Actually comparing the performance of SVG and Canvas is tough, as it depends on both the size of the drawing area (that adds to drawing complexity in Canvas) as well as the number of objects (that adds to DOM-overhead for SVG). So simply displaying a single bouncing cube might not be enough. Microsoft (yes, the Internet Explorer Microsoft) has a great comparison write-up between the two technologies.
In a nutshell, your choice between SVG and Canvas depends on the drawing area and the number of graphical objects:
SVG/Canvas | Canvas | |
SVG | probably Canvas, but seriously: you're screwed |
With our close to 500 objects (flowers, petals, stems, labels) and an almost full-screen visualization we were right in the middle of screwed-up country. Fortunately, we managed to shift the problem a little bit towards the top by splitting one large Canvas into many small ones (see below). But in any case: if in doubt and performance is important, Canvas always means less overhead and more control over the results, so we went with Canvas.
In the same vein, we initially used Paper.js for drawing. Paper.js is a fantastic Canvas library for creating complex vector-based graphics. It gets you pleasantries such as a scene graph or being able to tie event handlers to Canvas objects. But all of that comes at a price, as Paper.js creates - very similar to SVG - an additional amount of overhead for each graphical object. So, while Paper.js let us quickly recreate the visualization in HTML5, the result wasn't very fast. In the end, we dropped Paper.js and used native (=pure Javascript) Canvas-drawing for everything.
The more elements, the better
Most performance-downsides of Canvas elements come from redrawing them. As Canvas is more or less a dynamic bitmap, every time it is redrawn your visualization's performance takes a hit. This heavily depends on what your drawing function looks like: it even makes a difference how you clean your Canvas before drawing something new.
Another trick is to make sure that you only draw as little as possible: if only the upper-right corner of your Canvas needs an update, make sure that only that part is cleaned and redrawn and not the whole thing ('dirty rectangles' are one way from computer graphics to keep track of that).
You can also minimize drawing time by having as little calculations as possible in the your drawing routine (see below).
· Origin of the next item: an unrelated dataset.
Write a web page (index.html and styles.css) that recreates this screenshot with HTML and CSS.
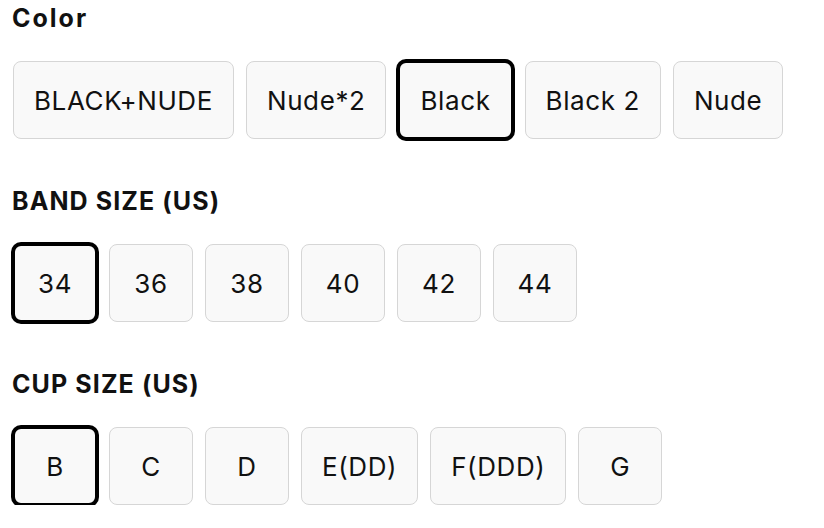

But important for us here and just as you would expect, the performance hit correlates with the size of the Canvas element: redrawing a screen-filling Canvas takes much longer than redrawing a tiny 10x10 pixel element or even several hundred of them. So it always makes sense to split up your graphical objects into as many smaller versions as possible (except when you're using a library that creates additional overhead for every new object - which brings us back to going as low-level as possible). While we started out with a single Canvas that contained all flowers and their labels, in the end we had one Canvas element per flower (as the middle ground between giving each flower petal its own Canvas) and each flower label as a separate div element containing text:

Splitting up larger elements into smaller one usually gives you performance benefits. Initially, the BLI had all graphical elements on a single Canvas (left), but we ended up with one Canvas per flower (right).